In the 19th century, each of the Colonies of Australia adopted their own gauges. However, with Federation in 1901 and the removal of trade barriers, the short sightedness of three gauges became apparent. It would be 94 years before all mainland state capitals were joined by one standard gauge.
- 1 Rail gauges and route kilometres
- 2 History
- 3 21st century projects
- 4 Future projects
- 5 References
- 6 Further reading
- 7 External links
Rail gauges and route kilometres
The most common railway gauges in Australia are narrow (1,067 mm or 3 ft 6 in), standard (1,435 mm or 4 ft 8 1⁄2 in standard gauge) and broad (1,600 mm or 5 ft 3 in) gauges. The narrower 610 mm or 2 ft gauge is found on shorter lines, particularly sugarcane tramways in Queensland.
|State or Territory||Narrow||Standard||Broad||Dual||Other||Total|
|New South Wales||8||7,071||73||1||7,153|
|Australian Capital Territory||6||6|
- In Queensland, there is a 4,000 kilometre Sugarcane tramways network, 18 lines on 610 mm (2 ft) and one on 1,067 mm (3 ft 6 in), but these carry very little through traffic so that the break-of-gauge is not a problem.
- Victoria had five short 2 ft 6 in (762 mm) lines for general traffic
- Private timber tramways used a variety of gauges
- Lines built in association with iron ore mining in the Pilbara, bauxite mining in Weipa and steel manufacturing at Newcastle and Port Kembla have all used standard gauge lines. Likewise the Richmond Valley and South Maitland Railway lines in the Hunter Valley also used standard gauge.
- The Whyalla Steelworks was built as a narrow line, being converted to standard gauge when the Commonwealth Railways Whyalla line opened.
- Temporary lines at construction sites, such as the 3 ft 6 in (1,067 mm) gauge railways used for the development of the national capital at Canberra between 1913 and 1927, including Parliament House and 2 ft (610 mm) construction line to Burrinjuck Dam
In 1845, a Royal Commission on Railway Gauges in the United Kingdom was formed to report on the desirability for a uniform gauge. As a result, the Regulating the Gauge of Railways Act 1846 was passed which prescribed the use of 4 ft 8 1⁄2 in (1,435 mm) in England, Scotland and Wales (with the exception of the Great Western Railway) and 5 ft 3 in (1,600 mm) in Ireland.
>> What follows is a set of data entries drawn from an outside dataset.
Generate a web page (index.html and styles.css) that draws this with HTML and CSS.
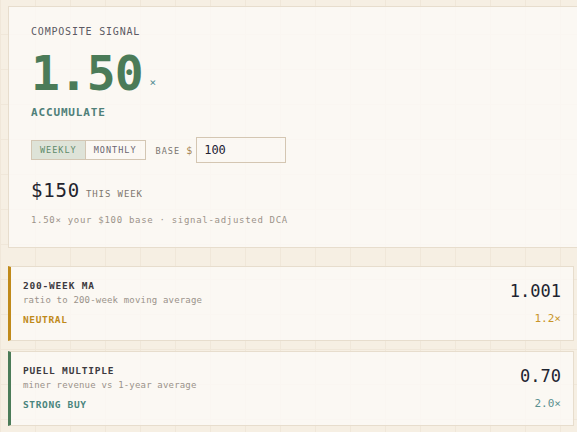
FILE: index.html
```html
<!DOCTYPE html>
<html lang="en">
<head>
    <meta charset="UTF-8">
    <meta name="viewport" content="width=device-width, initial-scale=1.0">
    <title>Composite Signal</title>
    <link rel="stylesheet" href="styles.css">
</head>
<body>
    <div class="page">
        <section class="signal-card">
            <div class="label">COMPOSITE SIGNAL</div>
            <div class="score">
                <span class="score-value">1.50</span>
                <span class="score-unit">×</span>
            </div>
            <div class="verdict">ACCUMULATE</div>

            <div class="controls">
                <div class="toggle">
                    <button class="toggle-btn active">WEEKLY</button>
                    <button class="toggle-btn">MONTHLY</button>
                </div>
                <label class="base-label" for="base">BASE <span class="dollar">$</span></label>
                <input class="base-input" id="base" type="text" value="100">
            </div>

            <div class="amount">
                <span class="amount-value">$150</span>
                <span class="amount-period">THIS WEEK</span>
            </div>
            <div class="note">1.50× your $100 base · signal-adjusted DCA</div>
        </section>

        <div class="metrics">
            <div class="metric neutral">
                <div class="metric-info">
                    <div class="metric-name">200-WEEK MA</div>
                    <div class="metric-desc">ratio to 200-week moving average</div>
                    <div class="metric-status">NEUTRAL</div>
                </div>
                <div class="metric-nums">
                    <div class="metric-value">1.001</div>
                    <div class="metric-mult">1.2×</div>
                </div>
            </div>
            <div class="metric buy">
                <div class="metric-info">
                    <div class="metric-name">PUELL MULTIPLE</div>
                    <div class="metric-desc">miner revenue vs 1-year average</div>
                    <div class="metric-status">STRONG BUY</div>
                </div>
                <div class="metric-nums">
                    <div class="metric-value">0.70</div>
                    <div class="metric-mult">2.0×</div>
                </div>
            </div>
        </div>
    </div>
</body>
</html>
```

FILE: styles.css
```css
html, body {
    overflow: hidden;
}
body {
    margin: 0;
    padding: 6px 3px 0 8px;
    font-family: "DejaVu Sans Mono", monospace;
    background-color: #f6efe3;
    background-image:
        linear-gradient(to right, #f0e7d9 1px, transparent 1px),
        linear-gradient(to bottom, #f0e7d9 1px, transparent 1px);
    background-size: 35px 35px;
    background-position: 0 0, 0 -1px;
    height: 432px;
    box-sizing: border-box;
}
.signal-card {
    background: rgba(252, 250, 247, 0.78);
    border: 1px solid #e7ddcd;
    margin-right: -14px;
    padding: 19px 22px 21px;
}
.label {
    font-size: 10px;
    line-height: 12px;
    letter-spacing: 0.8px;
    color: #5c5a63;
}
.score {
    display: flex;
    align-items: baseline;
    margin-top: 11px;
}
.score-value {
    font-size: 48px;
    line-height: 48px;
    font-weight: bold;
    letter-spacing: -1px;
    color: #4b7b58;
}
.score-unit {
    font-size: 11px;
    margin-left: 7px;
    position: relative;
    top: -4px;
    color: #4f8a90;
}
.verdict {
    margin-top: 9px;
    font-size: 11px;
    line-height: 14px;
    font-weight: bold;
    letter-spacing: 0.85px;
    color: #4f8079;
}
.controls {
    display: flex;
    align-items: center;
    margin-top: 17px;
}
.toggle {
    display: flex;
    border: 1px solid #d3c6b3;
}
.toggle-btn {
    font-family: inherit;
    font-size: 8.5px;
    letter-spacing: 1px;
    height: 18px;
    padding: 0 8px;
    border: none;
    background: transparent;
    color: #6a6570;
}
.toggle-btn + .toggle-btn {
    border-left: 1px solid #d3c6b3;
}
.toggle-btn.active {
    background: #dee3d8;
    color: #5f8a6a;
}
.base-label {
    margin-left: 10px;
    font-size: 8.5px;
    letter-spacing: 1px;
    color: #7a7570;
}
.dollar {
    color: #a88858;
    font-size: 10px;
}
.base-input {
    margin-left: 3px;
    width: 90px;
    height: 26px;
    box-sizing: border-box;
    padding: 0 7px;
    font-family: inherit;
    font-size: 12px;
    color: #222233;
    background: transparent;
    border: 1px solid #d4c6b2;
    outline: none;
}
.amount {
    display: flex;
    align-items: baseline;
    margin-top: 16px;
}
.amount-value {
    font-size: 19px;
    line-height: 22px;
    letter-spacing: 0.8px;
    color: #23232d;
}
.amount-period {
    margin-left: 6px;
    font-size: 9px;
    letter-spacing: 0.9px;
    color: #7d766e;
}
.note {
    margin-top: 13px;
    font-size: 9px;
    line-height: 12px;
    letter-spacing: 0.7px;
    color: #9b938a;
}
.metrics {
    display: flex;
    flex-direction: column;
    gap: 10px;
    margin-top: 18px;
}
.metric {
    display: flex;
    justify-content: space-between;
    background: rgba(252, 250, 247, 0.78);
    border: 1px solid #e7ddcd;
    border-left: 3px solid #c08a1a;
    padding: 13px 12px 14px 12px;
}
.metric.buy {
    border-left-color: #4b7b58;
}
.metric-name {
    font-size: 9.5px;
    line-height: 12px;
    font-weight: bold;
    letter-spacing: 0.8px;
    color: #3d3a40;
}
.metric-desc {
    margin-top: 2px;
    font-size: 9px;
    line-height: 12px;
    letter-spacing: 0.18px;
    color: #9a928a;
}
.metric-status {
    margin-top: 8px;
    font-size: 9.5px;
    line-height: 12px;
    font-weight: bold;
    letter-spacing: 0.65px;
    color: #c08a1a;
}
.metric.buy .metric-status {
    color: #4a857d;
}
.metric-nums {
    text-align: right;
    padding-top: 1px;
}
.metric-value {
    font-size: 17px;
    line-height: 20px;
    color: #1f2430;
}
.metric-mult {
    margin-top: 11px;
    font-size: 11px;
    line-height: 14px;
    color: #c9952a;
}
.metric.buy .metric-mult {
    color: #5a9090;
}
```
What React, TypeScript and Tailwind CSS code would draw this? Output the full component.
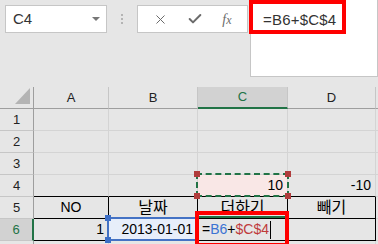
import React from 'react';
import { X, Check } from 'lucide-react';

const font = { fontFamily: '"Liberation Sans", "Noto Sans CJK KR", sans-serif' };

type CellProps = {
  children?: React.ReactNode;
  align?: 'left' | 'right' | 'center';
  dark?: boolean; // black table borders
  className?: string;
};

const Cell: React.FC<CellProps> = ({ children, align = 'left', dark, className = '' }) => {
  const justify = align === 'right' ? 'justify-end' : align === 'center' ? 'justify-center' : 'justify-start';
  return (
    <div
      className={`flex items-end ${justify} px-[4px] pb-[1px] text-[14px] leading-[19px] text-black border-r border-b ${
        dark ? 'border-black' : 'border-[#d4d4d4]'
      } ${className}`}
    >
      {children}
    </div>
  );
};

const RowHead: React.FC<{ n?: number; active?: boolean }> = ({ n, active }) => (
  <div
    className={`flex items-center justify-center text-[13px] border-b ${
      active
        ? 'bg-[#d2d2d2] text-[#217346] border-r-2 border-r-[#217346] border-b-[#c6c6c6]'
        : 'bg-[#e6e6e6] text-[#222] border-r border-r-[#9e9e9e] border-b-[#c6c6c6]'
    }`}
  >
    {n}
  </div>
);

const ColHead: React.FC<{ label: string; active?: boolean }> = ({ label, active }) => (
  <div
    className={`flex items-center justify-center text-[13px] border-r border-r-[#c6c6c6] ${
      active
        ? 'bg-[#d2d2d2] text-[#217346] border-b-2 border-b-[#217346]'
        : 'bg-[#e6e6e6] text-[#222] border-b border-b-[#9e9e9e]'
    }`}
  >
    {label}
  </div>
);

const Handle: React.FC<{ x: number; y: number; color: string }> = ({ x, y, color }) => (
  <div
    className="absolute w-[6px] h-[6px]"
    style={{ left: x - 3, top: y - 3, backgroundColor: color }}
  />
);

const Ko: React.FC<{ children: React.ReactNode }> = ({ children }) => (
  <span className="text-[16px] leading-[19px]">{children}</span>
);

export default function App() {
  return (
    <div className="relative w-[378px] h-[244px] overflow-hidden bg-[#e6e6e6]" style={font}>
      {/* formula bar area */}
      <div className="flex h-[87px]">
        <div className="flex items-start pt-[5px] pl-[5px]">
          <div className="w-[102px] h-[28px] bg-white border border-[#c6c6c6] flex items-center justify-between pl-[7px] pr-[6px]">
            <span className="text-[15px] text-[#333]">C4</span>
            <span className="w-0 h-0 border-l-[4px] border-r-[4px] border-t-[4px] border-l-transparent border-r-transparent border-t-[#777]" />
          </div>
          <div className="w-[30px] h-[28px] flex flex-col items-center justify-center gap-[2px]">
            <span className="w-[2px] h-[2px] bg-[#b4b4b4]" />
            <span className="w-[2px] h-[2px] bg-[#b4b4b4]" />
            <span className="w-[2px] h-[2px] bg-[#b4b4b4]" />
          </div>
          <div className="w-[111px] h-[28px] bg-white border border-[#c6c6c6] flex items-center justify-around px-[6px]">
            <X className="w-[15px] h-[15px] text-[#6b6b6b]" strokeWidth={1.6} />
            <Check className="w-[16px] h-[16px] text-[#6b6b6b]" strokeWidth={3} />
            <span className="text-[14px] italic text-[#6b6b6b]" style={{ fontFamily: '"Liberation Serif", serif' }}>
              f<span className="text-[12px]">x</span>
            </span>
          </div>
        </div>
        <div className="ml-[2px] w-[128px] h-[77px] bg-white border-l border-r border-b border-[#c6c6c6] pl-[12px] pt-[8px]">
          <span className="text-[15px] text-[#333] tracking-[0.2px]">=B6+$C$4</span>
        </div>
      </div>

      {/* sheet grid */}
      <div className="relative grid grid-cols-[34px_75px_89px_90px_88px_1fr] grid-rows-[22px_22px_22px_22px_22px_22px_22px_22px]">
        <div className="relative bg-[#e6e6e6] border-r border-r-[#9e9e9e] border-b border-b-[#9e9e9e]">
          <svg className="absolute left-[15px] top-[1px]" width="15" height="16" viewBox="0 0 15 16">
            <polygon points="15,0 15,16 0,16" fill="#b4b4b4" />
          </svg>
        </div>
        <ColHead label="A" />
        <ColHead label="B" />
        <ColHead label="C" active />
        <ColHead label="D" />
        <ColHead label="" />

        {[1, 2, 3].map((n) => (
          <React.Fragment key={n}>
            <RowHead n={n} />
            <Cell />
            <Cell />
            <Cell />
            <Cell />
            <Cell />
          </React.Fragment>
        ))}

        <RowHead n={4} />
        <Cell className="border-b-black" />
        <Cell className="border-b-black" />
        <Cell align="right" className="bg-[#f9e7e6] border-b-black">10</Cell>
        <Cell align="right" className="border-b-black">-10</Cell>
        <Cell />

        <RowHead n={5} />
        <Cell align="center" dark>NO</Cell>
        <Cell align="center" dark><Ko>날짜</Ko></Cell>
        <Cell align="center" dark><Ko>더하기</Ko></Cell>
        <Cell align="center" dark><Ko>빼기</Ko></Cell>
        <Cell />

        <RowHead n={6} active />
        <Cell align="right" dark>1</Cell>
        <Cell align="right" dark className="bg-[#e7eefa]">2013-01-01</Cell>
        <Cell dark>
          <span>=</span>
          <span className="text-[#3b73d3]">B6</span>
          <span>+</span>
          <span className="text-[#bf3b3b]">$C$4</span>
          <span className="inline-block w-[1px] h-[18px] bg-black ml-[1px]" />
        </Cell>
        <Cell dark />
        <Cell />

        <RowHead />
        <Cell />
        <Cell />
        <Cell />
        <Cell />
        <Cell />

        {/* copy range marquee on C4 */}
        <div className="absolute left-[196px] top-[86px] w-[93px] h-[24px] border-2 border-dashed border-[#217346]" />
        <Handle x={197} y={87} color="#b03c3c" />
        <Handle x={288} y={87} color="#b03c3c" />
        <Handle x={197} y={109} color="#b03c3c" />
        <Handle x={288} y={109} color="#b03c3c" />

        {/* referenced range B6 */}
        <div className="absolute left-[107px] top-[130px] w-[90px] h-[24px] border-2 border-[#4472c4]" />
        <Handle x={108} y={131} color="#3d6fc6" />
        <Handle x={108} y={153} color="#3d6fc6" />

        {/* active cell C6 */}
        <div className="absolute left-[196px] top-[129px] w-[93px] h-[26px] border-t-2 border-[#217346]" />

        {/* annotation */}
        <div className="absolute left-[195px] top-[124px] w-[94px] h-[36px] border-4 border-[#ff0000]" />
      </div>

      <div className="absolute left-[249px] top-0 w-[97px] h-[34px] border-4 border-[#ff0000]" />
    </div>
  );
}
In 1846, Australian newspapers discussed the break of gauge problem in the United Kingdom, especially for defence. In 1847, South Australia adopted the 4 ft 8 1⁄2 in (1,435 mm) gauge as law.
In 1848, Governor of New South Wales, Charles Fitzroy, was advised by Secretary of State for the Colonies in London, Earl Grey, that one uniform gauge should be adopted in Australia, this being the British standard 4 ft 8 1⁄2 in (1,435 mm) gauge. The recommendation was adopted by the then three colonies. Grey notes in his letter that South Australia has already adopted this gauge.
At this stage Victoria and Queensland were still part of New South Wales.
Since the Australian Overland Telegraph Line and under-sea cable communications with England did not open until 1872, communications between Britain and Australia before then were hampered by having to be conducted via sailing ship. The journey varied from about seven months on slower ships to about two and a half months on fast clipper ships. This had particular consequences for the selection of railway gauge in Australia.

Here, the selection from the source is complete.